▶ _What to work on_: Each line of the material below that holds the word "styles" needs to be copied.

▶ _Data block_:
===
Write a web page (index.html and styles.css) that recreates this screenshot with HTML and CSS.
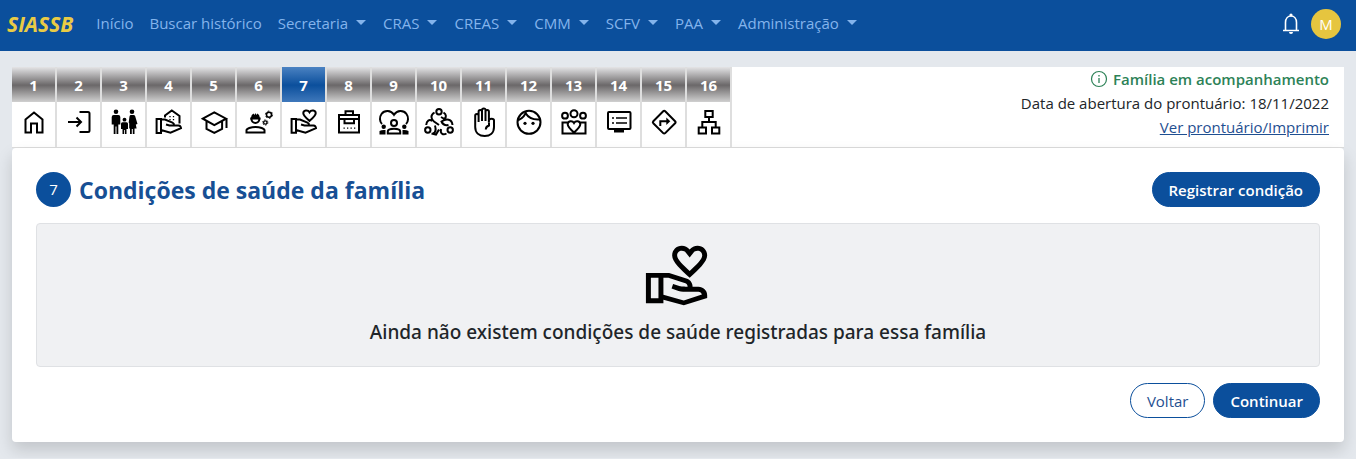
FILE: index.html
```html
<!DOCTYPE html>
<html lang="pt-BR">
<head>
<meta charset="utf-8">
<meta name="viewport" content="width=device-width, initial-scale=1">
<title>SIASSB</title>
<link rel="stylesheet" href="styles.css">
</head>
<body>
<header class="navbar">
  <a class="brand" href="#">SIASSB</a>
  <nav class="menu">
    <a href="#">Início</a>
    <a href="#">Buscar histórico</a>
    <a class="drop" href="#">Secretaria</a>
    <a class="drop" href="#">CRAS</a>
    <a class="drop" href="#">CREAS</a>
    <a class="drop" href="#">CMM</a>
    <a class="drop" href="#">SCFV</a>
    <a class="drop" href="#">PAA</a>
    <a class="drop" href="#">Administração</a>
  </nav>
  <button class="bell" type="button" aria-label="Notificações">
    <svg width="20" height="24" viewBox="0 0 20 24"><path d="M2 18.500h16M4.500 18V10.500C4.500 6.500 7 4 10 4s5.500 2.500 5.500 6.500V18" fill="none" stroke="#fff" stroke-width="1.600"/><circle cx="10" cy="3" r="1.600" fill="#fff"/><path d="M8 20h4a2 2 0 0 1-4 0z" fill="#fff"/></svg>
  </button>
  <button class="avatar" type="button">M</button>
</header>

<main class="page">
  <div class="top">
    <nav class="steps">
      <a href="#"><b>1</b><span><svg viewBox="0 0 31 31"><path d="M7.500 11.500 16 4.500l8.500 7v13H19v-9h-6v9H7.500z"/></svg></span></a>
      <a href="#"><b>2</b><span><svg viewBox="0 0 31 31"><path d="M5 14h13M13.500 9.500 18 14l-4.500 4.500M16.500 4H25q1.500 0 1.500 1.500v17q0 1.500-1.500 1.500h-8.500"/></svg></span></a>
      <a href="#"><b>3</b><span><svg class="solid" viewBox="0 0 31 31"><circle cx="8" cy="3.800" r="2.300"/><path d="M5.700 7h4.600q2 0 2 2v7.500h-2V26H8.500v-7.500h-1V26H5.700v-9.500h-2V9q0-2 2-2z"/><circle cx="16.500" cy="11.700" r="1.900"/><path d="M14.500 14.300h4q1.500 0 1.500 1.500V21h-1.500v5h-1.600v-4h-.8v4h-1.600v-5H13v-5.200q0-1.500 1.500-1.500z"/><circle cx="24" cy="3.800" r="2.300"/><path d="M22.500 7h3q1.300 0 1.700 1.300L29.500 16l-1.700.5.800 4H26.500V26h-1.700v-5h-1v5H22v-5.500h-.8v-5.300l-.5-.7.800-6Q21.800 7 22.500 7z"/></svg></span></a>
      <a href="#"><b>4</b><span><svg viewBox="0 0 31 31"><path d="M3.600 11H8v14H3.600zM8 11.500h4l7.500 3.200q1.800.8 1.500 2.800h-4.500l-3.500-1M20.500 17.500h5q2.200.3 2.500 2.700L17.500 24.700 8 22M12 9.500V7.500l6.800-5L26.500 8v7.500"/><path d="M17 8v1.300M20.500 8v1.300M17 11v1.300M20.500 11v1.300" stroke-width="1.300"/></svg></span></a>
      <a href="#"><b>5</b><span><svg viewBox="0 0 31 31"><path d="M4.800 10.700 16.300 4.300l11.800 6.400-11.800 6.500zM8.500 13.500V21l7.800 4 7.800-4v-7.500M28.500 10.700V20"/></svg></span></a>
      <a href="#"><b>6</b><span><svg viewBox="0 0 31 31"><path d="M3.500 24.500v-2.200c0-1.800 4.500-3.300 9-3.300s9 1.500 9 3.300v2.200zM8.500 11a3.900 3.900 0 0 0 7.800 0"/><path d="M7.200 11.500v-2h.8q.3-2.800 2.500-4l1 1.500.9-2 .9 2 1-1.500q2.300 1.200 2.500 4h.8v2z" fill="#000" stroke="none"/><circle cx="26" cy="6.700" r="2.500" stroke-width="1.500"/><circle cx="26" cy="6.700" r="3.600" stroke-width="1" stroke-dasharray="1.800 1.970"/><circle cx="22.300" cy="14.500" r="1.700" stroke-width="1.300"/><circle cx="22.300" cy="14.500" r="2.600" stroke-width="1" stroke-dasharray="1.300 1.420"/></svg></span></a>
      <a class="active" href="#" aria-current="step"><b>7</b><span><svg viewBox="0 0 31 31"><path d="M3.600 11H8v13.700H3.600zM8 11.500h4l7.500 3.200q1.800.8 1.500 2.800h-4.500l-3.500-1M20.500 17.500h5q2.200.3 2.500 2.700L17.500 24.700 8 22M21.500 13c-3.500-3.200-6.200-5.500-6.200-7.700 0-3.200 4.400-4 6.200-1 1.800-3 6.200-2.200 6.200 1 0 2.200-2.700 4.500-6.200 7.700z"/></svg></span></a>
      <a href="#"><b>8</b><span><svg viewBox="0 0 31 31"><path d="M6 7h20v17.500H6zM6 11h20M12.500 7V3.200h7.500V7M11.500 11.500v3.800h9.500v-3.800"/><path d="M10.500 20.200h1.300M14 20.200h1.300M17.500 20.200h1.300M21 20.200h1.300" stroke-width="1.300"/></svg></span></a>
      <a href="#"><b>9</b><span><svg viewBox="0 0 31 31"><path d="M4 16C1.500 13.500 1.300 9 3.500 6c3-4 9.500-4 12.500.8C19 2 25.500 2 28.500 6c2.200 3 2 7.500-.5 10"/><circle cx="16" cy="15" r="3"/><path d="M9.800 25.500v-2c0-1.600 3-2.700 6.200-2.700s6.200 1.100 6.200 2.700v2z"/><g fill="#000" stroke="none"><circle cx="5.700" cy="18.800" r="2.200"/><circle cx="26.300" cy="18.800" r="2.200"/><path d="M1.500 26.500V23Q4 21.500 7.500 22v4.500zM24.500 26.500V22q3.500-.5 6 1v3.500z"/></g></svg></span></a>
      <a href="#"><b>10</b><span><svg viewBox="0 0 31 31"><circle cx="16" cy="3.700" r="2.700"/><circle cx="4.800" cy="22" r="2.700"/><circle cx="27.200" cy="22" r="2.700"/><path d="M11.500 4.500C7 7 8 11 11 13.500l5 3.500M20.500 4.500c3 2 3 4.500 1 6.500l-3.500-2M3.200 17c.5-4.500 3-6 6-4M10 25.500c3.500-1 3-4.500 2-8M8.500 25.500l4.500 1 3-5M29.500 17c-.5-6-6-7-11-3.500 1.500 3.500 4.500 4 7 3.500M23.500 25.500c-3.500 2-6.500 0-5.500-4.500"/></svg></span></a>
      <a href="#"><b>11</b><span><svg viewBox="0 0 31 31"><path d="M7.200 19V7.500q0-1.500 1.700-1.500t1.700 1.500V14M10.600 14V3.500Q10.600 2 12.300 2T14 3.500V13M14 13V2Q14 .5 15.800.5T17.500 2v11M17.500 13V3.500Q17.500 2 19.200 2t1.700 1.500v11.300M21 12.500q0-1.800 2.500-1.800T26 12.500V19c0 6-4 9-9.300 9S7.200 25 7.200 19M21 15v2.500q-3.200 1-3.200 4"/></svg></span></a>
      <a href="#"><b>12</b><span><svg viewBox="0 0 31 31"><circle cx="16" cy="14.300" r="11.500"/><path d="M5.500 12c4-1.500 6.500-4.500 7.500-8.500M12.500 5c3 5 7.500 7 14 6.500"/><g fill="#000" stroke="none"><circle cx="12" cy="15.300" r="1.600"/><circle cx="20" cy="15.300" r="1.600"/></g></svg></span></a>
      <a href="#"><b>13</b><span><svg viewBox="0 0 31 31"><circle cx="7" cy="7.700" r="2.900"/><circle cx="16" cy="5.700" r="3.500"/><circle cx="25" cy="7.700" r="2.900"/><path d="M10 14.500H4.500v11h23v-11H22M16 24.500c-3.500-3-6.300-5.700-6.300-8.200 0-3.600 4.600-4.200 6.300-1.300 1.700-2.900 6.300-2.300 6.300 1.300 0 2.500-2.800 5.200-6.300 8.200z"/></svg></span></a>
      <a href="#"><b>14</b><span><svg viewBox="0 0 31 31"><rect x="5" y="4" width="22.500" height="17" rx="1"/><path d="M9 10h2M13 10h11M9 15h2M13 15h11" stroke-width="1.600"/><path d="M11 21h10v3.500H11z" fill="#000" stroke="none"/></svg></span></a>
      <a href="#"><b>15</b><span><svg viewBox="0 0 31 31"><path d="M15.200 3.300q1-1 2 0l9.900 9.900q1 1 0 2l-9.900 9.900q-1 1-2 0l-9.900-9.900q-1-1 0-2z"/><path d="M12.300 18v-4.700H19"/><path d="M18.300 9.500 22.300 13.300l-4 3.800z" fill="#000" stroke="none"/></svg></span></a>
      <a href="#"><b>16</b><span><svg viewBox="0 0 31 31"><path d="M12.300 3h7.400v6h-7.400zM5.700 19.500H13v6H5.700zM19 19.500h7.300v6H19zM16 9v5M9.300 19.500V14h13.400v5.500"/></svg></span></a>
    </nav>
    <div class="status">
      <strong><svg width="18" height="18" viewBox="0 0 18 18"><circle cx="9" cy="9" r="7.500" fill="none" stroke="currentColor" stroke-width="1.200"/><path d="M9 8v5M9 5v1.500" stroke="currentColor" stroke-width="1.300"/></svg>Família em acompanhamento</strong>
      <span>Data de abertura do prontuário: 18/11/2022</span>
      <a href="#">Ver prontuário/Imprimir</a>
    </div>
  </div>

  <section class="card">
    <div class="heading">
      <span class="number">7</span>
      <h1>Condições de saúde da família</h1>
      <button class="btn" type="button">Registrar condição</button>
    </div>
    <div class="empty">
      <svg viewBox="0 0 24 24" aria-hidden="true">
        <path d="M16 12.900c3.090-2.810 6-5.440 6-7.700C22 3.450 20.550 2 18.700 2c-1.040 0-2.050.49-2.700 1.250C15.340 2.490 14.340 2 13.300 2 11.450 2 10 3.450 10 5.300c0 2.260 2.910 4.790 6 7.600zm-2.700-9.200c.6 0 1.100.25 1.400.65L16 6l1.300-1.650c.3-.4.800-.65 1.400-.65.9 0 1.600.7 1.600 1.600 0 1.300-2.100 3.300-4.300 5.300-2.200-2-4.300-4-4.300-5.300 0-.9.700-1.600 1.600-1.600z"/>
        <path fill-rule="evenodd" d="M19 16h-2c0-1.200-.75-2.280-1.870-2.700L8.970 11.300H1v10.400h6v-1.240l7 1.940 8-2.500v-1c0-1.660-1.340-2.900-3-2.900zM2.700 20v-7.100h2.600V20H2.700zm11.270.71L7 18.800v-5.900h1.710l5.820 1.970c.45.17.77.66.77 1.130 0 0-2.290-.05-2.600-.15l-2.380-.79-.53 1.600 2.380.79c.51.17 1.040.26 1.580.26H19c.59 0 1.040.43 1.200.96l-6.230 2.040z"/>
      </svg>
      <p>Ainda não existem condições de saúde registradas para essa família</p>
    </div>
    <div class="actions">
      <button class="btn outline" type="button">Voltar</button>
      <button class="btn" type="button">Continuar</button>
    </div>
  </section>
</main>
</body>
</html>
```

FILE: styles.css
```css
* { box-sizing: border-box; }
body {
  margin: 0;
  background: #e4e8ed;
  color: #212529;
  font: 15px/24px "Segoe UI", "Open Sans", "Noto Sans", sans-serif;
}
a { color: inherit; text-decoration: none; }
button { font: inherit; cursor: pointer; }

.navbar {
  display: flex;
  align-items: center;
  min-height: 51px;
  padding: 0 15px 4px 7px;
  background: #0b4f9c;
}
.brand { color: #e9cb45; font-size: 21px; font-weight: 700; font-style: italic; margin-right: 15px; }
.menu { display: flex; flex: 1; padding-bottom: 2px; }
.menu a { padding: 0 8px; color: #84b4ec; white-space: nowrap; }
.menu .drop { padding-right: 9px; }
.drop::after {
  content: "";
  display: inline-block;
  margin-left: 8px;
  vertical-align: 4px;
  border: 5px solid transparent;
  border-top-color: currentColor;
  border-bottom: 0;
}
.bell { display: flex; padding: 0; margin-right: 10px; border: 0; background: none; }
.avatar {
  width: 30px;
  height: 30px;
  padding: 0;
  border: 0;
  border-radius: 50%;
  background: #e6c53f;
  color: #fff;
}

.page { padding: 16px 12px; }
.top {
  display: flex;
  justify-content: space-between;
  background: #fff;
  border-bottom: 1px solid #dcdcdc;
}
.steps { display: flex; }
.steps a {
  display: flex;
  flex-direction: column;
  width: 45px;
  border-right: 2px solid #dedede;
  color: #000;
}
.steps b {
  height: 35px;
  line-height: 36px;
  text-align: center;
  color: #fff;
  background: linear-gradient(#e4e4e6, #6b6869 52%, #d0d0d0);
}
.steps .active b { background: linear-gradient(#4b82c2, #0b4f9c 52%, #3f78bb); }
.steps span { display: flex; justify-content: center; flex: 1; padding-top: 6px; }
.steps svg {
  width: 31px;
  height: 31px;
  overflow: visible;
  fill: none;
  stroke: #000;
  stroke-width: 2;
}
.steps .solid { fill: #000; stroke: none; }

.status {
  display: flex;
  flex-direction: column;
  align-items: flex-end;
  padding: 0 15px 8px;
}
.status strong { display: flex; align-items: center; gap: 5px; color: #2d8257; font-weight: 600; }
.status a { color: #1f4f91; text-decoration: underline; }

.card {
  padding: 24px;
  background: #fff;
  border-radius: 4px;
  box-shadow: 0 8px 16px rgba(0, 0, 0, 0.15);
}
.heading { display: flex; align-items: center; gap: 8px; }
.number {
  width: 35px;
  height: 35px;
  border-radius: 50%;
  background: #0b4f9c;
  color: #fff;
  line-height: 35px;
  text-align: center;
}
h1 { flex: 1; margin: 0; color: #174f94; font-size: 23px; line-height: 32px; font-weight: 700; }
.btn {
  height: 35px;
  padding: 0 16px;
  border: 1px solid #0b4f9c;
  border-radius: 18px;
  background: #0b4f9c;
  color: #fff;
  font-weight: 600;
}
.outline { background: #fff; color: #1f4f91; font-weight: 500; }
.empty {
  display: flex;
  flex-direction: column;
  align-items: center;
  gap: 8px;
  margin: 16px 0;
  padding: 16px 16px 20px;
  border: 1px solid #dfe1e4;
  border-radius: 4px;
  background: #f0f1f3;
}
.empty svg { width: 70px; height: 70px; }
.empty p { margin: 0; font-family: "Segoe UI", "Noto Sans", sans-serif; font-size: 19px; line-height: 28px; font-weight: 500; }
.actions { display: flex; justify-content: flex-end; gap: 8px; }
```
===
▶ _Exercise answer_:
Write a web page (index.html and styles.css) that recreates this screenshot with HTML and CSS.
<link rel="stylesheet" href="styles.css">
FILE: styles.css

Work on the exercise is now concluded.